A LinSpace object is a lazy representation of N values from start to stop. Use the Array interface to implement a lazy version of the LinSpace. Test against range(start,stop=stop,length=N).
http://ucidatascienceinitiative.github.io/IntroToJulia/Html/ArrayIteratorInterfaces
(Note, Base's range type has extra accuracy enhancing changes. Just do the "simple" implementation")
Check out the call overloading notebook:
http://ucidatascienceinitiative.github.io/IntroToJulia/Html/CallOverloading
Overload the call on the UnitStepRange to give an interpolated value at intermediate points, i.e. if a=1:2:10, then a(1.5)=2.
Do your implementations obay dimensional analysis? Try using the package Unitful to build arrays of numbers with units (i.e. an array of numbers who have values of Newtons), and see if you can make your LinSpace not give errors.

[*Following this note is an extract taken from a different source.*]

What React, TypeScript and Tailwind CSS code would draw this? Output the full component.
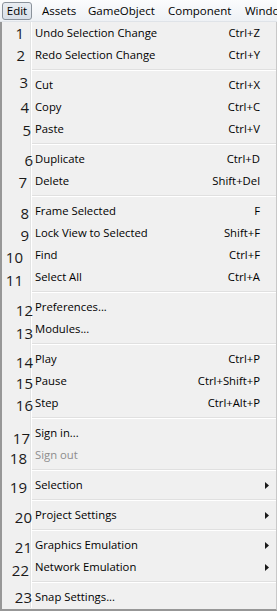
import React from "react";

type Item =
  | { kind: "sep" }
  | {
      kind: "item";
      n: string;
      label: string;
      shortcut?: string;
      sub?: boolean;
      disabled?: boolean;
      numCls: string;
    };

const items: Item[] = [
  { kind: "item", n: "1", label: "Undo Selection Change", shortcut: "Ctrl+Z", numCls: "w-[22px] top-[4px]" },
  { kind: "item", n: "2", label: "Redo Selection Change", shortcut: "Ctrl+Y", numCls: "w-[23px] top-[4px]" },
  { kind: "sep" },
  { kind: "item", n: "3", label: "Cut", shortcut: "Ctrl+X", numCls: "w-[26px] top-[1px]" },
  { kind: "item", n: "4", label: "Copy", shortcut: "Ctrl+C", numCls: "w-[27px] top-[4px]" },
  { kind: "item", n: "5", label: "Paste", shortcut: "Ctrl+V", numCls: "w-[29px] top-[5px]" },
  { kind: "sep" },
  { kind: "item", n: "6", label: "Duplicate", shortcut: "Ctrl+D", numCls: "w-[31px] top-[5px]" },
  { kind: "item", n: "7", label: "Delete", shortcut: "Shift+Del", numCls: "w-[25px] top-[5px]" },
  { kind: "sep" },
  { kind: "item", n: "8", label: "Frame Selected", shortcut: "F", numCls: "w-[27px] top-[6px]" },
  { kind: "item", n: "9", label: "Lock View to Selected", shortcut: "Shift+F", numCls: "w-[27px] top-[6px]" },
  { kind: "item", n: "10", label: "Find", shortcut: "Ctrl+F", numCls: "w-[21px] top-[6px]" },
  { kind: "item", n: "11", label: "Select All", shortcut: "Ctrl+A", numCls: "w-[21px] top-[7px]" },
  { kind: "sep" },
  { kind: "item", n: "12", label: "Preferences...", numCls: "w-[31px] top-[7px]" },
  { kind: "item", n: "13", label: "Modules...", numCls: "w-[31px] top-[8px]" },
  { kind: "sep" },
  { kind: "item", n: "14", label: "Play", shortcut: "Ctrl+P", numCls: "w-[31px] top-[7px]" },
  { kind: "item", n: "15", label: "Pause", shortcut: "Ctrl+Shift+P", numCls: "w-[31px] top-[6px]" },
  { kind: "item", n: "16", label: "Step", shortcut: "Ctrl+Alt+P", numCls: "w-[31px] top-[6px]" },
  { kind: "sep" },
  { kind: "item", n: "17", label: "Sign in...", numCls: "w-[28px] top-[9px]" },
  { kind: "item", n: "18", label: "Sign out", disabled: true, numCls: "w-[25px] top-[7px]" },
  { kind: "sep" },
  { kind: "item", n: "19", label: "Selection", sub: true, numCls: "w-[25px] top-[6px]" },
  { kind: "sep" },
  { kind: "item", n: "20", label: "Project Settings", sub: true, numCls: "w-[30px] top-[6px]" },
  { kind: "sep" },
  { kind: "item", n: "21", label: "Graphics Emulation", sub: true, numCls: "w-[30px] top-[6px]" },
  { kind: "item", n: "22", label: "Network Emulation", sub: true, numCls: "w-[27px] top-[7px]" },
  { kind: "sep" },
  { kind: "item", n: "23", label: "Snap Settings...", numCls: "w-[30px] top-[4px]" },
];

function Arrow() {
  return (
    <svg width="4" height="7" viewBox="0 0 4 7" className="block">
      <path d="M0 0 L4 3.5 L0 7 Z" fill="#1a1a1a" />
    </svg>
  );
}

export default function App() {
  return (
    <div className="w-[277px] h-[612px] overflow-hidden bg-white font-['Open_Sans','Noto_Sans',sans-serif] text-[11.3px] text-black">
      {/* menu bar */}
      <div className="h-[22px] flex items-center border-b border-[#dfe3e8] bg-gradient-to-b from-[#fbfcfd] to-[#eef1f5] whitespace-nowrap overflow-hidden text-[11.5px]">
        <div className="ml-[2px] w-[30px] h-[18px] shrink-0 flex items-center justify-center rounded-[3px] border border-[#8a929b] bg-gradient-to-b from-[#e9edf2] to-[#d9e0e8]">
          Edit
        </div>
        <div className="w-[10px] shrink-0" />
        <div className="w-[46px] shrink-0">Assets</div>
        <div className="w-[80px] shrink-0">GameObject</div>
        <div className="w-[77px] shrink-0">Component</div>
        <div className="shrink-0">Window</div>
      </div>

      {/* dropdown */}
      <div className="w-[277px] bg-[#f0f0f0] border-l-2 border-r border-b-2 border-l-[#979797] border-r-[#c8c8c8] border-b-[#979797] pb-[1px]">
        {items.map((it, i) =>
          it.kind === "sep" ? (
            <div key={i} className="flex h-[8px]">
              <div className="w-[29px] shrink-0 border-r border-[#e2e3e3]" />
              <div className="flex-1 border-l border-white flex flex-col justify-center">
                <div className="h-[1px] bg-[#e0e0e0]" />
                <div className="h-[1px] bg-white" />
              </div>
            </div>
          ) : (
            <div key={i} className="relative flex h-[22px]">
              <div className="w-[29px] shrink-0 border-r border-[#e2e3e3]" />
              <div className="flex-1 border-l border-white flex items-center pl-[3px]">
                <span className={"flex-1 whitespace-nowrap " + (it.disabled ? "text-[#8d8d8d]" : "")}>{it.label}</span>
                {it.shortcut && <span className="whitespace-nowrap">{it.shortcut}</span>}
                <div className="w-[16px] shrink-0 flex items-center pl-[5px]">{it.sub && <Arrow />}</div>
              </div>
              <span
                className={
                  "absolute left-0 text-right text-[15px] leading-none text-[#1a1a1a] font-['Open_Sans','Noto_Sans',sans-serif] " +
                  it.numCls
                }
              >
                {it.n}
              </span>
            </div>
          )
        )}
      </div>
    </div>
  );
}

In mathematics, a matrix is known to be a linear operator. In many cases, this can have huge performance advantages because, if you know a function which "acts like a matrix" but does not form the matrix itself, you can save the time that it takes to allocate the matrix (sometimes the matrix may not fit in memory!)
Recall the Strang matrix
$$ \left[\begin{array}{ccccc} -2 & 1\\ 1 & -2 & 1\\ & \ddots & \ddots & \ddots\\ & & \ddots & \ddots & 1\\ & & & 1 & -2 \end{array}\right] $$
Define a type StrangMatrix and define a dispatch such that A*x acts like a Strang matrix on a vector.

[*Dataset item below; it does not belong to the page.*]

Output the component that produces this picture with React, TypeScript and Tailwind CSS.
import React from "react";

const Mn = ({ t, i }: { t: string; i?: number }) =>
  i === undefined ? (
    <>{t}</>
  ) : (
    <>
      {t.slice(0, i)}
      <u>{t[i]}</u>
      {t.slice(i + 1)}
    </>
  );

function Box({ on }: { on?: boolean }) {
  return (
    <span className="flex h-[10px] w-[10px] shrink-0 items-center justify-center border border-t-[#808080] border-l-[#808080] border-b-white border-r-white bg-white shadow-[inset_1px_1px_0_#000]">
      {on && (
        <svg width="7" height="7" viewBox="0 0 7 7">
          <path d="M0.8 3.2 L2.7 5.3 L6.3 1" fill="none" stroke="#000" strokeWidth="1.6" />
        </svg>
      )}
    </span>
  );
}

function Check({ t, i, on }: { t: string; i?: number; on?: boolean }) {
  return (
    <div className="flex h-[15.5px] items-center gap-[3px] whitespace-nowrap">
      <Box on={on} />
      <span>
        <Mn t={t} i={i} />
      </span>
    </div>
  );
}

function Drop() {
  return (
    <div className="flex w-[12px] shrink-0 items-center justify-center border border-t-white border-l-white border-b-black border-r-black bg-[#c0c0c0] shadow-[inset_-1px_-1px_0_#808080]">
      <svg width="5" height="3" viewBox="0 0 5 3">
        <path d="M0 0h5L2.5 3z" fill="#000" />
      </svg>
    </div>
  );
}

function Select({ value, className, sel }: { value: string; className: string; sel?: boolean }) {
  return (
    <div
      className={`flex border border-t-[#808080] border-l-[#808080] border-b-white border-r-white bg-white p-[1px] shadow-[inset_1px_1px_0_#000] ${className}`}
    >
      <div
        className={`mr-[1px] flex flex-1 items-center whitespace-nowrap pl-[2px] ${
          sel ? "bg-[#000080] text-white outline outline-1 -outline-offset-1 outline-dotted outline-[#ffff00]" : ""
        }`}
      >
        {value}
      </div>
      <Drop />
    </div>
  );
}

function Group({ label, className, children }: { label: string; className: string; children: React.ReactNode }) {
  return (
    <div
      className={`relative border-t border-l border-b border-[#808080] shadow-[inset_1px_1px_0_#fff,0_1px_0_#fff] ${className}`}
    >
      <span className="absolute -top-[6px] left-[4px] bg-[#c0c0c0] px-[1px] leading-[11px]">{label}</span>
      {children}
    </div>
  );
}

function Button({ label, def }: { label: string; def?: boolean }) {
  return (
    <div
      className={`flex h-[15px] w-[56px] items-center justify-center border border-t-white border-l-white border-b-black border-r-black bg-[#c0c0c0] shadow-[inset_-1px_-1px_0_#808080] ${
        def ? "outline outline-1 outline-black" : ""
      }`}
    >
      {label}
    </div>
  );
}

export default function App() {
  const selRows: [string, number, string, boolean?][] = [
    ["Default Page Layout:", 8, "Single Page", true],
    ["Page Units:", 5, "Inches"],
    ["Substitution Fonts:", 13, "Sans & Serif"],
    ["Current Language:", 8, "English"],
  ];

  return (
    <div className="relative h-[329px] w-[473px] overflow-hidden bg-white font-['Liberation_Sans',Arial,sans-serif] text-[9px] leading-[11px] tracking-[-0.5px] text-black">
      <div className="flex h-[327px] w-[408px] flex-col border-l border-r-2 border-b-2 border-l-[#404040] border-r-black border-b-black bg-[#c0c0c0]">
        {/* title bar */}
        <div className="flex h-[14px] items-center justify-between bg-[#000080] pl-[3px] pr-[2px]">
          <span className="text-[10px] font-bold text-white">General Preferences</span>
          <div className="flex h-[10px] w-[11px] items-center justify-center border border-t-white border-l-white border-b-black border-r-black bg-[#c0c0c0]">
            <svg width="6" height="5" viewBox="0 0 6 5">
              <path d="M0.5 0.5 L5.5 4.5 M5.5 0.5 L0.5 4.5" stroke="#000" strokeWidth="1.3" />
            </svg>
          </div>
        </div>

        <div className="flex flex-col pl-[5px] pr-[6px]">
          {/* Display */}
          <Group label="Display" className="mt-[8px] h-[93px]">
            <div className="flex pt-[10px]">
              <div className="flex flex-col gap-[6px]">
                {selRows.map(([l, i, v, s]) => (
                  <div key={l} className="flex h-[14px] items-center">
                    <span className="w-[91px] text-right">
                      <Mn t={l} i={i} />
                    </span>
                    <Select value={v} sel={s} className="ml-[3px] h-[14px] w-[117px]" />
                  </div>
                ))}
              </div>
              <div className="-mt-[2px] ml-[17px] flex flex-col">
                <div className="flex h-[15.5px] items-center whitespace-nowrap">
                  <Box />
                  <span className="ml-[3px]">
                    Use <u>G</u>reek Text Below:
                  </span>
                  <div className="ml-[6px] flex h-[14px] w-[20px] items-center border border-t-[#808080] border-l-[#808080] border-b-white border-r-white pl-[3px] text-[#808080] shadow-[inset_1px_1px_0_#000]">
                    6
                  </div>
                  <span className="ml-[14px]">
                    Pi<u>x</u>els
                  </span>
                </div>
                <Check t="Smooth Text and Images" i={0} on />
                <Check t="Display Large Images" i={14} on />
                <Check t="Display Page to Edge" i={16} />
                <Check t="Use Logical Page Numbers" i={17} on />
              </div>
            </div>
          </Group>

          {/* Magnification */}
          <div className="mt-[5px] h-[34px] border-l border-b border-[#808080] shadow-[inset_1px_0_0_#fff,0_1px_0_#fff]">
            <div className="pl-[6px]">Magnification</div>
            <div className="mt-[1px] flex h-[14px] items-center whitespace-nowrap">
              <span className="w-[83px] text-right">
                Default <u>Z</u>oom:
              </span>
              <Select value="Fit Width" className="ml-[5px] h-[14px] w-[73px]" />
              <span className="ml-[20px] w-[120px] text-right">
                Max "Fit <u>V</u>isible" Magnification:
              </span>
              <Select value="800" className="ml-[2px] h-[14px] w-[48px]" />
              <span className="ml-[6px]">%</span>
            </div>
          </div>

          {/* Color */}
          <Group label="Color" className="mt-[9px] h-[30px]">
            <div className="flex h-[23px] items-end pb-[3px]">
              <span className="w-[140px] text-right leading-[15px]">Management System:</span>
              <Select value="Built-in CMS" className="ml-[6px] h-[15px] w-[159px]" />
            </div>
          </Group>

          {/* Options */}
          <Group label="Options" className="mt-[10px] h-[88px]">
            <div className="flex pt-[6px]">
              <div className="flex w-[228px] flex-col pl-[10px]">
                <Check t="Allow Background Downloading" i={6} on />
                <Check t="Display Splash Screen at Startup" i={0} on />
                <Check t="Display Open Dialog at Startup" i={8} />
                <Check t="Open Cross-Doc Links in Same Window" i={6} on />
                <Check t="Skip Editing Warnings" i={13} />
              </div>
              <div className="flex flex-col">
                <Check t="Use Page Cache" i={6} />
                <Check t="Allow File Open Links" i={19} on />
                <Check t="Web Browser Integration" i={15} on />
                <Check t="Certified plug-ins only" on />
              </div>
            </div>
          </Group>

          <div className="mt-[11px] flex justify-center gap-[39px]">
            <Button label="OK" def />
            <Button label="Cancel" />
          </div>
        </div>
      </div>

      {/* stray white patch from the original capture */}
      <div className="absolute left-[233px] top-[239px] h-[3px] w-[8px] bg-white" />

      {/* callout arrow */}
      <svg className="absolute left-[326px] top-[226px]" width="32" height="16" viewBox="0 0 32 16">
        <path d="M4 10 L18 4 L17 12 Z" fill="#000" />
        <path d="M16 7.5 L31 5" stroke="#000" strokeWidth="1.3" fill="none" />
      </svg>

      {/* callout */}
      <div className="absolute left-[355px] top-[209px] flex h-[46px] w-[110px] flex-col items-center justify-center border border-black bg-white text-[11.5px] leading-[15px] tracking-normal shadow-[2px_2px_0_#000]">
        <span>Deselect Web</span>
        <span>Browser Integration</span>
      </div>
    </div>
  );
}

Iterative solvers solve Ax=b and only require the definition of matrix multiplication. Thus utilize IterativeSolvers.jl to solve Ax=b for b=rand(100) using your lazy matrix type. Hint: you will need to define mul! from LinearAlgebra (standard library). You will also need to define a different version of your Strang matrix which holds a size and has Base.eltype defined.
#### Prepare Data For Regression Problem
X = rand(1000, 3) # feature matrix
a0 = rand(3) # ground truths
y = X * a0 + 0.1 * randn(1000); # generate response
# Data For Regression Problem Part 2
X = rand(100);
y = 2X + 0.1 * randn(100);
Given an Nx3 array of data (randn(N,3)) and a Nx1 array of outcomes, produce the data matrix X which appends a column of 1's to the front of the data matrix, and solve for the 4x1 array β via βX = b using qrfact, or \, or the definition of the OLS estimator. (Note: This is linear regression).

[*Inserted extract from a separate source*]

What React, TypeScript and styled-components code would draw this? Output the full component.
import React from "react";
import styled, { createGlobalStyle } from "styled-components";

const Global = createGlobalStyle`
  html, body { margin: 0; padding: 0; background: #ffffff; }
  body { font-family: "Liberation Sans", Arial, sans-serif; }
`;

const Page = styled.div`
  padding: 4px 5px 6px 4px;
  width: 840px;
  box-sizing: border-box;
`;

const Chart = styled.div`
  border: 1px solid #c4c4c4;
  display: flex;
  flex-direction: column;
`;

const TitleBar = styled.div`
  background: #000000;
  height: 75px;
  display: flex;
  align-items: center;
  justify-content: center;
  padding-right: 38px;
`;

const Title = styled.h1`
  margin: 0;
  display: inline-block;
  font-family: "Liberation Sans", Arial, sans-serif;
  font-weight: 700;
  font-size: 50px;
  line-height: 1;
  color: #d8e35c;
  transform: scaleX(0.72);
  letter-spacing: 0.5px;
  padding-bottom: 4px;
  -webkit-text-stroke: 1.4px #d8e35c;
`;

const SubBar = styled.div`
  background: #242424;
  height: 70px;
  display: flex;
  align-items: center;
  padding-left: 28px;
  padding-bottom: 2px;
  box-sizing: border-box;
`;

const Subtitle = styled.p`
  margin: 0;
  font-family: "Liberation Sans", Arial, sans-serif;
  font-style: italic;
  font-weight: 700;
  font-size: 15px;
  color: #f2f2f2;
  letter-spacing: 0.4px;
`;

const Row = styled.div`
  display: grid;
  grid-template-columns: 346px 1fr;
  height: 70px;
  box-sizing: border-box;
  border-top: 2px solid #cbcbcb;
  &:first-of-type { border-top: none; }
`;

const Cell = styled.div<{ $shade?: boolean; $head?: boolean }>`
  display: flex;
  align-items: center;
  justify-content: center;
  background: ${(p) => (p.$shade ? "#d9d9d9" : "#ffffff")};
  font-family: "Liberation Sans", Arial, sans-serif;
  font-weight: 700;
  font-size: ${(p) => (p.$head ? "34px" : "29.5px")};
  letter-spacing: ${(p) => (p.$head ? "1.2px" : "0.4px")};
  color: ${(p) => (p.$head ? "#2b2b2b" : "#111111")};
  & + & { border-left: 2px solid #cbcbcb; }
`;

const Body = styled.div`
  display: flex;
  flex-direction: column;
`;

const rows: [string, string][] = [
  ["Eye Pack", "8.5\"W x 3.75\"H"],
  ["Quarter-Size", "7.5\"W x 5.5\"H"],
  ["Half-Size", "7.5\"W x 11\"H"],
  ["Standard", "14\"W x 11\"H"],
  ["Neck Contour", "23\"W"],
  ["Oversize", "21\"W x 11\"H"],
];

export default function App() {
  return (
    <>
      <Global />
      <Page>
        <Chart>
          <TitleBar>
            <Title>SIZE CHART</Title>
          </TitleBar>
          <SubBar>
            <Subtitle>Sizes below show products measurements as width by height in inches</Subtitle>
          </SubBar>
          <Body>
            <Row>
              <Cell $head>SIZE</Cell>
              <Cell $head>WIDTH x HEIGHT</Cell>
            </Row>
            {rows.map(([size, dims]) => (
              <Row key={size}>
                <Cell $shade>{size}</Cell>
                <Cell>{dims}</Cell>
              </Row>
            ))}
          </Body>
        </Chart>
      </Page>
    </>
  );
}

Compare your results to that of using llsq from MultivariateStats.jl (note: you need to go find the documentation to find out how to use this!). Compare your results to that of using ordinary least squares regression from GLM.jl.
Using your OLS estimator or one of the aforementioned packages, solve for the regression line using the (X,y) data above. Plot the (X,y) scatter plot using scatter! from Plots.jl. Add the regression line using abline!. Add a title saying "Regression Plot on Fake Data", and label the x and y axis.
Make a function person_info(x) where, if x is a any type of person, print their name. However, if x is a student, print their name and their grade. Make a new type which is a graduate student, and have it print their name and grade as well. If x is anything else, throw an error. Do not use branching (if), use multiple dispatch to solve the problem!
Note that in order to do this you will need to re-structure the type hierarchy. Make an AbstractPerson and AbstractStudent type, define the subclassing structure, and write dispatches on these abstract types. Note that you cannot define subclasses of concrete types!
(Not only is the multiple-dispatch way more Julian, we will see later that it also has a lot of performance enhancements due to how it interacts with the compiler).
To find the quantile of a number q in a distribution, one can use a Newton method
$$ \theta_{n+1} = \theta_{n} - \frac{cdf(\theta)-q}{pdf(\theta)} $$
to have $\theta_{n} \rightarrow$ the value of for the qth quantile. Use multiple dispatch to write a generic algorithm for which calculates the qth quantile of any UnivariateDistribution in Distributions.jl, and test your result against the quantile(d::UnivariateDistribution,q::Number function.
Hint: Use $\theta_{0} = $ mean of the distribution